**What is required**: Every line of the material below should be repeated exactly.

**Information supplied**:
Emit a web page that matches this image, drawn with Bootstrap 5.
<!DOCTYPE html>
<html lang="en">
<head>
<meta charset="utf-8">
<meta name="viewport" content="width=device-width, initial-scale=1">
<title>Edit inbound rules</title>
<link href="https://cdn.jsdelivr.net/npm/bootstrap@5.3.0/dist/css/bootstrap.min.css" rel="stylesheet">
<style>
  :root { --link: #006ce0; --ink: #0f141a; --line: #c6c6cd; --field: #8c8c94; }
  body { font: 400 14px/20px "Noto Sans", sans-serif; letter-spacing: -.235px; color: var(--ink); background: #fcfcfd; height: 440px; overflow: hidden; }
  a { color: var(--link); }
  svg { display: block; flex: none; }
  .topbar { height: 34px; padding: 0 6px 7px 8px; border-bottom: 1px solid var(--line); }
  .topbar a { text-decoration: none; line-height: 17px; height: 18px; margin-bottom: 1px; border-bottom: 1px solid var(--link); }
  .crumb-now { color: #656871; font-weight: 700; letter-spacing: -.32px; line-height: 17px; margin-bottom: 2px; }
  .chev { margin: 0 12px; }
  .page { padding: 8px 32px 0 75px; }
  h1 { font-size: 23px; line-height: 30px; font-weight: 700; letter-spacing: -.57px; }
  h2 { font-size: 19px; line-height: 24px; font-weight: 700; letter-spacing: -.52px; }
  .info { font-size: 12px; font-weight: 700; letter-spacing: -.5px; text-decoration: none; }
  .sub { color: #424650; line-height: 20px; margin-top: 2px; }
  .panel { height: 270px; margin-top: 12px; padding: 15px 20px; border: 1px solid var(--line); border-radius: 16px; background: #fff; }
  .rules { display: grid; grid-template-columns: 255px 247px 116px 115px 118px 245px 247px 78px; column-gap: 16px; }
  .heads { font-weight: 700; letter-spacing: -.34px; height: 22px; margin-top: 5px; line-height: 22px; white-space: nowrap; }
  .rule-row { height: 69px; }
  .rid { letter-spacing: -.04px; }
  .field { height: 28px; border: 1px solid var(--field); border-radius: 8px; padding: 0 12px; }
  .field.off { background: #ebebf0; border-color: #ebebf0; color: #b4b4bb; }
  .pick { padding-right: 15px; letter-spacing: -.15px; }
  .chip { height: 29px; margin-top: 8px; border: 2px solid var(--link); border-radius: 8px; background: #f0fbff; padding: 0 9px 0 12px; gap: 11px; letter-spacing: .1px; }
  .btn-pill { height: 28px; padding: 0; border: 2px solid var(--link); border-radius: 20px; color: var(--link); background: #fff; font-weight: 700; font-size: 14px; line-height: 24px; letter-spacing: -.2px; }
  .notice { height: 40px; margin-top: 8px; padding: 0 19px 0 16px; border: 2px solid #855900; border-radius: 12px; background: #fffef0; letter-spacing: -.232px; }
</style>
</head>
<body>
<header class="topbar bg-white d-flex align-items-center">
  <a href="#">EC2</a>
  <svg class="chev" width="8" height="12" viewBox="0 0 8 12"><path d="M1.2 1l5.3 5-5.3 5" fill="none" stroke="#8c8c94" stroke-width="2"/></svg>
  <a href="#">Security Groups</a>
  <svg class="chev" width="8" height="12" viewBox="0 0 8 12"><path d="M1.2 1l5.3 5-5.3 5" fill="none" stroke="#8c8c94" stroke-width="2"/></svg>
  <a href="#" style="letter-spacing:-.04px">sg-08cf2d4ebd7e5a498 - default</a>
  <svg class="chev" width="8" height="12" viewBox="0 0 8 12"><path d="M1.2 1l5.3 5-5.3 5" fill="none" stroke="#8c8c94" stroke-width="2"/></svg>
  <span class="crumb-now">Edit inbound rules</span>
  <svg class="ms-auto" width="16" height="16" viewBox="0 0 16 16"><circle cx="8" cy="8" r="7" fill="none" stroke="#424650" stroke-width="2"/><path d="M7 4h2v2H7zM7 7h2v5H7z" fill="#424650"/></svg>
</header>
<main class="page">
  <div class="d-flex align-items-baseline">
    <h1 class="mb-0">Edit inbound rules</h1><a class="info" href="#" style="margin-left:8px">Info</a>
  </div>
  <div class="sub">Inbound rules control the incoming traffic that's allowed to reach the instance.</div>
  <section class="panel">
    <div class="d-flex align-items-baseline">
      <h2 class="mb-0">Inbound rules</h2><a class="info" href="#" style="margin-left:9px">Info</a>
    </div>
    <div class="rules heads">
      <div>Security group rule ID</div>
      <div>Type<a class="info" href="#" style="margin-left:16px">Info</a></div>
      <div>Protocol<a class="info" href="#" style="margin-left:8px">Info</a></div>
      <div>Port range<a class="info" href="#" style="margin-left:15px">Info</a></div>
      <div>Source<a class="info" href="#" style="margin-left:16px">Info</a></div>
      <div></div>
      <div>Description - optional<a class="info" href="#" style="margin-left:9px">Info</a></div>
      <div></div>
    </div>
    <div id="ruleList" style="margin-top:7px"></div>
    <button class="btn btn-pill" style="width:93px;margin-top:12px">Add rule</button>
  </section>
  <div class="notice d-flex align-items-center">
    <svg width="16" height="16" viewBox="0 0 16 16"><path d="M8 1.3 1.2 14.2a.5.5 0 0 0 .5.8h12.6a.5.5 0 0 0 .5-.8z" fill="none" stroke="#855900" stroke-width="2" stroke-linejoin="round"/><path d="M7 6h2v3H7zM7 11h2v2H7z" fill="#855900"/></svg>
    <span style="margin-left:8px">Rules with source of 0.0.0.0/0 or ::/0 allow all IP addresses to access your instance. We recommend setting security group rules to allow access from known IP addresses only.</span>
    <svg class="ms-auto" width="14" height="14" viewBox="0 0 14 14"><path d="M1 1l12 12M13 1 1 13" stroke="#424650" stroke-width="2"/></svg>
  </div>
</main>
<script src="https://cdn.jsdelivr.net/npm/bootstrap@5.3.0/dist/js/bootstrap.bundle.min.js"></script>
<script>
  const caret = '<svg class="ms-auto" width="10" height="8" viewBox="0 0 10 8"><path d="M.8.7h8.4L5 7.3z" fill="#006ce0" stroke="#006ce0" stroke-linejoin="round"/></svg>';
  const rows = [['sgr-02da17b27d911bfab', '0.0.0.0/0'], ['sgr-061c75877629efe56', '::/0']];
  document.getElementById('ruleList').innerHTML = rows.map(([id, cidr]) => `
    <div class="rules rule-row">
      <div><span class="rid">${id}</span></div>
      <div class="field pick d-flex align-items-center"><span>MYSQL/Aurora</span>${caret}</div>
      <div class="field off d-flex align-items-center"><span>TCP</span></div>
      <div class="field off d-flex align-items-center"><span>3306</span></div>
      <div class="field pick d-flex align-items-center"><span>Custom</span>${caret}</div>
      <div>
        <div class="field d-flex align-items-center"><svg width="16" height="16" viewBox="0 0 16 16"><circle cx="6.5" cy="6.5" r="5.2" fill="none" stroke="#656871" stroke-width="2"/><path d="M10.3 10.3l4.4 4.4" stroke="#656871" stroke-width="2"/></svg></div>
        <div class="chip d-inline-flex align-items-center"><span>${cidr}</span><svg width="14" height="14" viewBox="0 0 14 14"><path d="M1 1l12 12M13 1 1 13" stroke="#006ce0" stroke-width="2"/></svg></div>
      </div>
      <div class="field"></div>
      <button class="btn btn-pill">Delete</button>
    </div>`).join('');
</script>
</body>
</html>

**Task solution**:
Emit a web page that matches this image, drawn with Bootstrap 5.
<!DOCTYPE html>
<html lang="en">
<head>
<meta charset="utf-8">
<meta name="viewport" content="width=device-width, initial-scale=1">
<title>Edit inbound rules</title>
<link href="https://cdn.jsdelivr.net/npm/bootstrap@5.3.0/dist/css/bootstrap.min.css" rel="stylesheet">
<style>
  :root { --link: #006ce0; --ink: #0f141a; --line: #c6c6cd; --field: #8c8c94; }
  body { font: 400 14px/20px "Noto Sans", sans-serif; letter-spacing: -.235px; color: var(--ink); background: #fcfcfd; height: 440px; overflow: hidden; }
  a { color: var(--link); }
  svg { display: block; flex: none; }
  .topbar { height: 34px; padding: 0 6px 7px 8px; border-bottom: 1px solid var(--line); }
  .topbar a { text-decoration: none; line-height: 17px; height: 18px; margin-bottom: 1px; border-bottom: 1px solid var(--link); }
  .crumb-now { color: #656871; font-weight: 700; letter-spacing: -.32px; line-height: 17px; margin-bottom: 2px; }
  .chev { margin: 0 12px; }
  .page { padding: 8px 32px 0 75px; }
  h1 { font-size: 23px; line-height: 30px; font-weight: 700; letter-spacing: -.57px; }
  h2 { font-size: 19px; line-height: 24px; font-weight: 700; letter-spacing: -.52px; }
  .info { font-size: 12px; font-weight: 700; letter-spacing: -.5px; text-decoration: none; }
  .sub { color: #424650; line-height: 20px; margin-top: 2px; }
  .panel { height: 270px; margin-top: 12px; padding: 15px 20px; border: 1px solid var(--line); border-radius: 16px; background: #fff; }
  .rules { display: grid; grid-template-columns: 255px 247px 116px 115px 118px 245px 247px 78px; column-gap: 16px; }
  .heads { font-weight: 700; letter-spacing: -.34px; height: 22px; margin-top: 5px; line-height: 22px; white-space: nowrap; }
  .rule-row { height: 69px; }
  .rid { letter-spacing: -.04px; }
  .field { height: 28px; border: 1px solid var(--field); border-radius: 8px; padding: 0 12px; }
  .field.off { background: #ebebf0; border-color: #ebebf0; color: #b4b4bb; }
  .pick { padding-right: 15px; letter-spacing: -.15px; }
  .chip { height: 29px; margin-top: 8px; border: 2px solid var(--link); border-radius: 8px; background: #f0fbff; padding: 0 9px 0 12px; gap: 11px; letter-spacing: .1px; }
  .btn-pill { height: 28px; padding: 0; border: 2px solid var(--link); border-radius: 20px; color: var(--link); background: #fff; font-weight: 700; font-size: 14px; line-height: 24px; letter-spacing: -.2px; }
  .notice { height: 40px; margin-top: 8px; padding: 0 19px 0 16px; border: 2px solid #855900; border-radius: 12px; background: #fffef0; letter-spacing: -.232px; }
</style>
</head>
<body>
<header class="topbar bg-white d-flex align-items-center">
  <a href="#">EC2</a>
  <svg class="chev" width="8" height="12" viewBox="0 0 8 12"><path d="M1.2 1l5.3 5-5.3 5" fill="none" stroke="#8c8c94" stroke-width="2"/></svg>
  <a href="#">Security Groups</a>
  <svg class="chev" width="8" height="12" viewBox="0 0 8 12"><path d="M1.2 1l5.3 5-5.3 5" fill="none" stroke="#8c8c94" stroke-width="2"/></svg>
  <a href="#" style="letter-spacing:-.04px">sg-08cf2d4ebd7e5a498 - default</a>
  <svg class="chev" width="8" height="12" viewBox="0 0 8 12"><path d="M1.2 1l5.3 5-5.3 5" fill="none" stroke="#8c8c94" stroke-width="2"/></svg>
  <span class="crumb-now">Edit inbound rules</span>
  <svg class="ms-auto" width="16" height="16" viewBox="0 0 16 16"><circle cx="8" cy="8" r="7" fill="none" stroke="#424650" stroke-width="2"/><path d="M7 4h2v2H7zM7 7h2v5H7z" fill="#424650"/></svg>
</header>
<main class="page">
  <div class="d-flex align-items-baseline">
    <h1 class="mb-0">Edit inbound rules</h1><a class="info" href="#" style="margin-left:8px">Info</a>
  </div>
  <div class="sub">Inbound rules control the incoming traffic that's allowed to reach the instance.</div>
  <section class="panel">
    <div class="d-flex align-items-baseline">
      <h2 class="mb-0">Inbound rules</h2><a class="info" href="#" style="margin-left:9px">Info</a>
    </div>
    <div class="rules heads">
      <div>Security group rule ID</div>
      <div>Type<a class="info" href="#" style="margin-left:16px">Info</a></div>
      <div>Protocol<a class="info" href="#" style="margin-left:8px">Info</a></div>
      <div>Port range<a class="info" href="#" style="margin-left:15px">Info</a></div>
      <div>Source<a class="info" href="#" style="margin-left:16px">Info</a></div>
      <div></div>
      <div>Description - optional<a class="info" href="#" style="margin-left:9px">Info</a></div>
      <div></div>
    </div>
    <div id="ruleList" style="margin-top:7px"></div>
    <button class="btn btn-pill" style="width:93px;margin-top:12px">Add rule</button>
  </section>
  <div class="notice d-flex align-items-center">
    <svg width="16" height="16" viewBox="0 0 16 16"><path d="M8 1.3 1.2 14.2a.5.5 0 0 0 .5.8h12.6a.5.5 0 0 0 .5-.8z" fill="none" stroke="#855900" stroke-width="2" stroke-linejoin="round"/><path d="M7 6h2v3H7zM7 11h2v2H7z" fill="#855900"/></svg>
    <span style="margin-left:8px">Rules with source of 0.0.0.0/0 or ::/0 allow all IP addresses to access your instance. We recommend setting security group rules to allow access from known IP addresses only.</span>
    <svg class="ms-auto" width="14" height="14" viewBox="0 0 14 14"><path d="M1 1l12 12M13 1 1 13" stroke="#424650" stroke-width="2"/></svg>
  </div>
</main>
<script src="https://cdn.jsdelivr.net/npm/bootstrap@5.3.0/dist/js/bootstrap.bundle.min.js"></script>
<script>
  const caret = '<svg class="ms-auto" width="10" height="8" viewBox="0 0 10 8"><path d="M.8.7h8.4L5 7.3z" fill="#006ce0" stroke="#006ce0" stroke-linejoin="round"/></svg>';
  const rows = [['sgr-02da17b27d911bfab', '0.0.0.0/0'], ['sgr-061c75877629efe56', '::/0']];
  document.getElementById('ruleList').innerHTML = rows.map(([id, cidr]) => `
    <div class="rules rule-row">
      <div><span class="rid">${id}</span></div>
      <div class="field pick d-flex align-items-center"><span>MYSQL/Aurora</span>${caret}</div>
      <div class="field off d-flex align-items-center"><span>TCP</span></div>
      <div class="field off d-flex align-items-center"><span>3306</span></div>
      <div class="field pick d-flex align-items-center"><span>Custom</span>${caret}</div>
      <div>
        <div class="field d-flex align-items-center"><svg width="16" height="16" viewBox="0 0 16 16"><circle cx="6.5" cy="6.5" r="5.2" fill="none" stroke="#656871" stroke-width="2"/><path d="M10.3 10.3l4.4 4.4" stroke="#656871" stroke-width="2"/></svg></div>
        <div class="chip d-inline-flex align-items-center"><span>${cidr}</span><svg width="14" height="14" viewBox="0 0 14 14"><path d="M1 1l12 12M13 1 1 13" stroke="#006ce0" stroke-width="2"/></svg></div>
      </div>
      <div class="field"></div>
      <button class="btn btn-pill">Delete</button>
    </div>`).join('');
</script>
</body>
</html>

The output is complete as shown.